The default for Indian languages. Native handling of Hindi, Tamil, Telugu, Kannada, Marathi, Bengali, Gujarati, Punjabi, Malayalam, Odia, Urdu, Assamese, Maithili, and more.

When to use

Single-language Indic audio where you know (or can detect) the language
Call-centre audio for Indian customers in their native tongue
Meetings, interviews, dictation, media transcription

Example

curl -X POST https://asr.shunyalabs.ai/v1/audio/transcriptions \
  -H "Authorization: Bearer $SHUNYALABS_API_KEY" \
  -F "file=@call.wav" \
  -F "model=zero-indic" \
  -F "language_code=hi"

99-language Whisper-class foundation model (docs say 204; the published leaderboard number varies by evaluation set). Strongest on English and European languages. Use when the input could be anything.

When to use

English or non-Indian-language content
Audio where you don't know the language in advance, set language_code=auto
International meetings with mixed English and other languages

Benchmarks

Composite WER on the HuggingFace Open ASR leaderboard: 3.10%, claimed 48% fewer errors than the next-best model.

See per-dataset numbers →

Example

curl -X POST https://asr.shunyalabs.ai/v1/audio/transcriptions \
  -H "Authorization: Bearer $SHUNYALABS_API_KEY" \
  -F "file=@podcast.wav" \
  -F "model=zero-universal"

`zero-med`

Clinical-grade. Trained to recognise drug names, procedures, anatomy, dosages, and diagnostic terms.
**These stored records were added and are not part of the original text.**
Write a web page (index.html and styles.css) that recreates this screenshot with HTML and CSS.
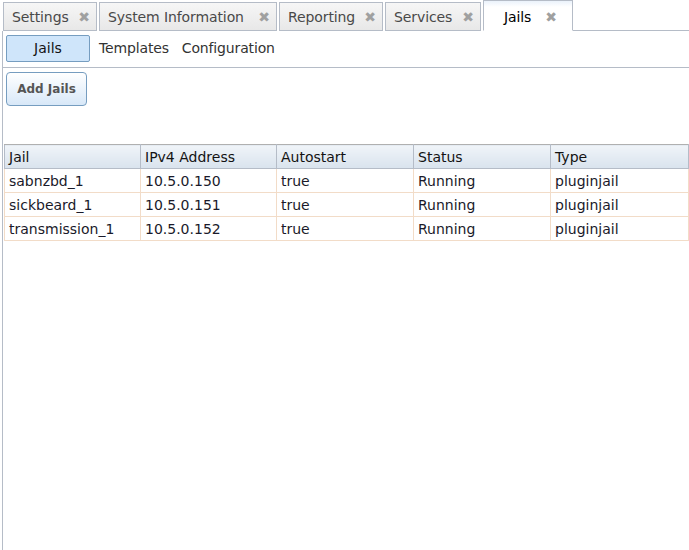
FILE: index.html
```html
<!DOCTYPE html>
<html>
<head>
<meta charset="utf-8">
<link rel="stylesheet" href="styles.css">
</head>
<body>
<div class="app">
  <div class="tabstrip">
    <div class="tab" style="width:94px"><span class="label">Settings</span><span class="close">✖</span></div>
    <div class="tab" style="width:178px"><span class="label">System Information</span><span class="close">✖</span></div>
    <div class="tab" style="width:104px"><span class="label">Reporting</span><span class="close">✖</span></div>
    <div class="tab" style="width:96px"><span class="label">Services</span><span class="close">✖</span></div>
    <div class="tab active" style="width:90px"><span class="label">Jails</span><span class="close">✖</span></div>
    <div class="strip-rest"></div>
  </div>
  <div class="pane">
    <div class="subbar">
      <button class="subtab selected">Jails</button>
      <span class="sublink">Templates</span>
      <span class="sublink">Configuration</span>
    </div>
    <div class="content">
      <button class="action">Add Jails</button>
      <table class="grid">
        <colgroup>
          <col style="width:136px"><col style="width:136px"><col style="width:137px"><col style="width:137px"><col>
        </colgroup>
        <thead>
          <tr><th>Jail</th><th>IPv4 Address</th><th>Autostart</th><th>Status</th><th>Type</th></tr>
        </thead>
        <tbody>
          <tr><td>sabnzbd_1</td><td>10.5.0.150</td><td>true</td><td>Running</td><td>pluginjail</td></tr>
          <tr><td>sickbeard_1</td><td>10.5.0.151</td><td>true</td><td>Running</td><td>pluginjail</td></tr>
          <tr><td>transmission_1</td><td>10.5.0.152</td><td>true</td><td>Running</td><td>pluginjail</td></tr>
        </tbody>
      </table>
    </div>
  </div>
</div>
</body>
</html>
```
FILE: styles.css
```css
* { box-sizing: border-box; }
html, body { margin: 0; padding: 0; background: #fff; }
body {
  font-family: "DejaVu Sans", Verdana, sans-serif;
  font-size: 13px;
  color: #131313;
  width: 689px;
  height: 550px;
  overflow: hidden;
}
.app { display: flex; flex-direction: column; height: 550px; }
.tabstrip {
  display: flex;
  align-items: flex-end;
  height: 31px;
  padding-left: 3px;
  gap: 2px;
}
.tab {
  height: 29px;
  border: 1px solid #b5bcc7;
  background: linear-gradient(#f6f6f6, #e8e8e8);
  display: flex;
  align-items: center;
  padding: 0 6px 0 8px;
  color: #494949;
  font-size: 14px;
  letter-spacing: -0.1px;
}
.tab .label { flex: 1; }
.tab .close {
  color: #a0a0a0;
  font-size: 14px;
  font-weight: bold;
  line-height: 1;
}
.tab.active {
  height: 31px;
  background: linear-gradient(#eaf2fb 0, #fff 6px);
  border-bottom-color: #fff;
  color: #000;
  padding: 2px 14px 0 20px;
}
.tab.active .label { flex: none; margin-right: 14px; }
.strip-rest {
  flex: 1;
  height: 1px;
  background: #b5bcc7;
  margin-left: -2px;
}
.pane {
  flex: 1;
  border-left: 1px solid #b5bcc7;
  margin-left: 2px;
}
.subbar {
  height: 37px;
  border-bottom: 1px solid #b5bcc7;
  display: flex;
  align-items: center;
  padding: 0 0 2px 3px;
  gap: 9px;
  font-size: 14px;
  letter-spacing: -0.15px;
}
.subtab {
  font: inherit;
  width: 84px;
  height: 27px;
  border: 1px solid #769dc0;
  border-radius: 2px;
  background: #cfe5fa;
  color: #131313;
  padding: 0;
}
.sublink { color: #333; margin-right: 4px; }
.content { padding: 4px 0 0 3px; }
.action {
  font: inherit;
  font-size: 12px;
  font-weight: bold;
  color: #555;
  width: 81px;
  height: 34px;
  border: 1px solid #769dc0;
  border-radius: 4px;
  background: linear-gradient(#fff, #d8e8f8);
  padding: 0;
  display: block;
}
.grid {
  margin-top: 38px;
  margin-left: -2px;
  width: 685px;
  border-collapse: collapse;
  table-layout: fixed;
  font-size: 14px;
}
.grid th {
  height: 24px;
  text-align: left;
  font-weight: normal;
  background: linear-gradient(#f0f4f9, #d9e3ed);
  border: 1px solid #b5bcc7;
  border-top-color: #b0b0b0;
  padding: 0 4px;
  color: #131313;
}
.grid td {
  height: 24px;
  border: 1px solid #f2dcc8;
  padding: 0 4px;
  color: #1a1a2a;
  white-space: nowrap;
  overflow: hidden;
}
```
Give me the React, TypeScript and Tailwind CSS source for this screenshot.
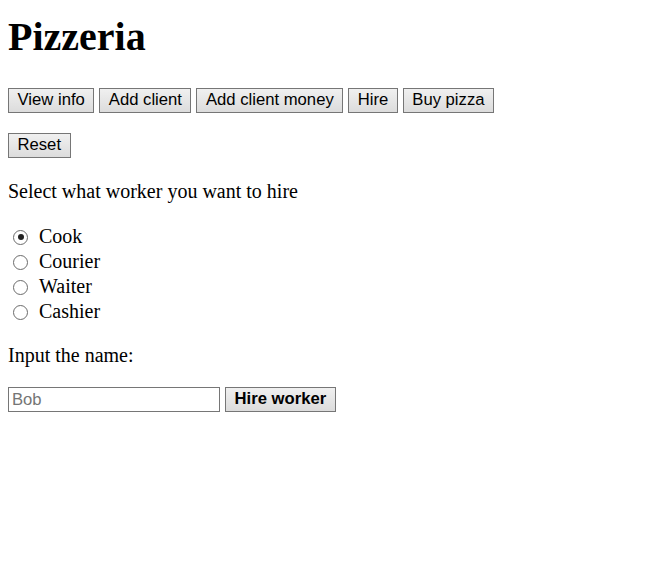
import { useState } from 'react';

const buttonClass =
  'h-[25px] px-[8.5px] border border-[#767676] bg-gradient-to-b from-[#f0f0f0] to-[#dcdcdc] text-[16.67px] leading-none text-black font-["Liberation_Sans",Arial,sans-serif]';

const workers = ['Cook', 'Courier', 'Waiter', 'Cashier'];

export default function App() {
  const [worker, setWorker] = useState('Cook');

  return (
    <div className="min-h-[577px] bg-white px-2 pt-2 text-[20px] text-black font-['Liberation_Serif','Times_New_Roman',serif]">
      <h1 className="mt-[6px] text-[40px] font-bold leading-[46px]">Pizzeria</h1>

      <div className="mt-[28px] flex gap-[5px]">
        <button className={buttonClass}>View info</button>
        <button className={buttonClass}>Add client</button>
        <button className={buttonClass}>Add client money</button>
        <button className={buttonClass}>Hire</button>
        <button className={buttonClass}>Buy pizza</button>
      </div>

      <div className="mt-[20px] flex">
        <button className={buttonClass}>Reset</button>
      </div>

      <p className="mt-[22px] leading-[23px]">Select what worker you want to hire</p>

      <div className="mt-[21px] flex flex-col">
        {workers.map((w) => (
          <label key={w} className="flex h-[25px] cursor-pointer items-center" onClick={() => setWorker(w)}>
            <span className="ml-[5px] mt-[1px] flex h-[15px] w-[15px] items-center justify-center rounded-full border-[1.5px] border-[#6b6b6b] bg-white">
              {worker === w && <span className="h-[6px] w-[6px] rounded-full bg-[#222]" />}
            </span>
            <span className="ml-[11px] leading-[25px]">{w}</span>
          </label>
        ))}
      </div>

      <p className="mt-[20px] leading-[23px]">Input the name:</p>

      <div className="mt-[20px] flex gap-[5px]">
        <input
          placeholder="Bob"
          className="h-[25px] w-[212px] border border-[#767676] px-[3px] text-[16.67px] font-['Liberation_Sans',Arial,sans-serif] placeholder:text-[#757575] outline-none"
        />
        <button className={`${buttonClass} font-bold`}>Hire worker</button>
      </div>
    </div>
  );
}
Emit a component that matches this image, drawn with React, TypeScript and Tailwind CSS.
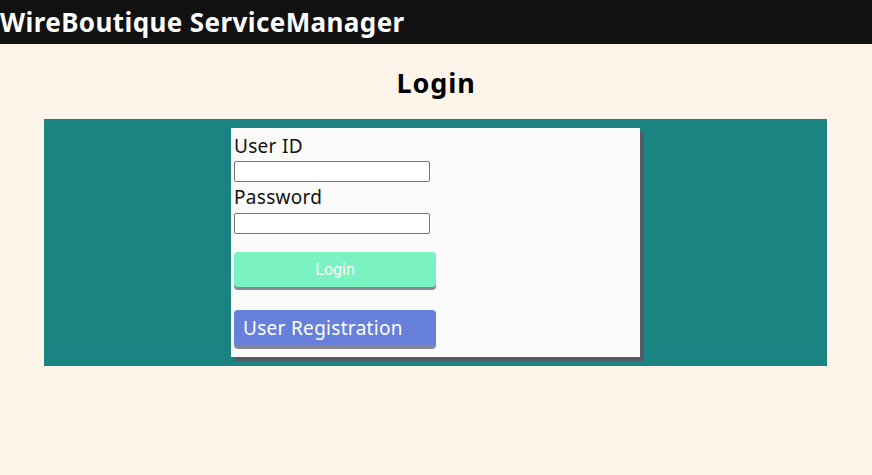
const font = { fontFamily: '"Noto Sans", "Open Sans", sans-serif' }

export default function App() {
  return (
    <div className="min-h-[475px] bg-[#fff4ea] text-black" style={font}>
      <header className="h-[44px] bg-[#111111] flex items-center">
        <h1 className="text-[26px] font-bold text-white leading-none tracking-[0.4px]">WireBoutique ServiceManager</h1>
      </header>

      <h2 className="text-center text-[27px] font-bold leading-none pt-[25px] pb-[23px] tracking-[0.9px]">Login</h2>

      <div className="ml-[44px] mr-[45px] bg-[#1b8482] pt-[9px] pb-[9px] flex justify-center">
        <div className="w-[409px] bg-[#fbfbfb] shadow-[4px_4px_0_0_#555b66] px-[3px] pt-[4px] pb-[11px]">
          <label className="block text-[19px] leading-[29px] tracking-[0.3px] text-[#111]">User ID</label>
          <input type="text" className="block w-[196px] h-[21px] border border-[#767676] rounded-[2px] bg-white" />
          <label className="block text-[19px] leading-[31px] tracking-[0.3px] text-[#111]">Password</label>
          <input type="password" className="block w-[196px] h-[21px] border border-[#767676] rounded-[2px] bg-white" />
          <button
            className="mt-[18px] w-[202px] h-[35px] rounded-[4px] bg-[#7af2c2] text-white text-[16px] shadow-[0_3px_0_0_#868a96]"
            style={{ fontFamily: '"Roboto", "Liberation Sans", sans-serif' }}
          >
            Login
          </button>
          <button className="mt-[23px] block w-[202px] h-[36px] rounded-[4px] bg-[#6780da] text-white text-[19px] tracking-[0.3px] text-left pl-[9px] shadow-[0_3px_0_0_#868a96]">
            User Registration
          </button>
        </div>
      </div>
    </div>
  )
}
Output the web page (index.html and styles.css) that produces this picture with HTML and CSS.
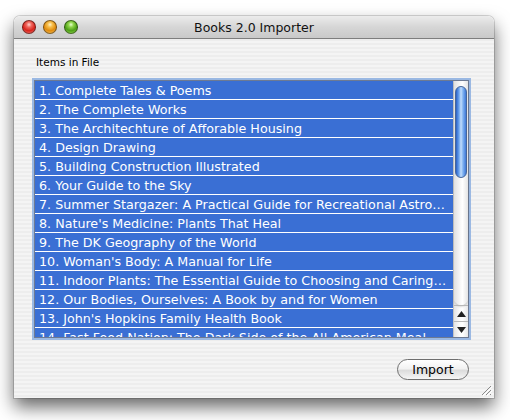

Auto-applies medical terminology correction via MedGemma (no extra flag needed).

When to use

Doctor-patient consultations
OT / surgical notes dictation
Case note transcription for EHR ingest

Compliance

HIPAA path

Zero STT Med is the model cleared for PHI handling under the Shunya BAA. Route PHI only through this model, and prefer on-prem deployment for the strongest data-residency story.

Example

curl -X POST https://asr.shunyalabs.ai/v1/audio/transcriptions \
  -H "Authorization: Bearer $SHUNYALABS_API_KEY" \
  -F "file=@consult.wav" \
  -F "model=zero-med" \
  -F "language_code=en"

Output shape

Same response schema as other models; the value-add is in the text itself, drug names in correct spelling, procedure names in standard terminology. Pair with enable_keyterm_normalization for further normalization against your own glossary.

`zero-codeswitch`

Tuned for speech that mixes two languages within a single utterance, Hinglish (mujhe yeh passbook update karna hai), Tanglish, Banglish, etc. Automatically restores English words to Latin script so the final transcript reads cleanly.

When to use

Urban Indian call-centre conversations (customers routinely switch mid-sentence)
Social-media, podcast, or creator content with code-mixed speech
Any conversation where separating languages would force unnatural phrasing

Example

curl -X POST https://asr.shunyalabs.ai/v1/audio/transcriptions \
  -H "Authorization: Bearer $SHUNYALABS_API_KEY" \
  -F "file=@hinglish.wav" \
  -F "model=zero-codeswitch"

What the output looks like

{
  "text": "मुझे अपना EMI details check करना है",
  "detected_language": "Hinglish",
  "segments": [
    { "start": 0.3, "end": 3.1, "text": "मुझे अपना EMI details check करना है" }
  ]
}

Picking the right model, decision flow

Not sure which?

Start with zero-indic if the speakers are Indian; zero-universal otherwise. Swap to zero-codeswitch if you see English words coming through phonetically in the Indic transcript, or zero-med if drug/procedure terms are being butchered.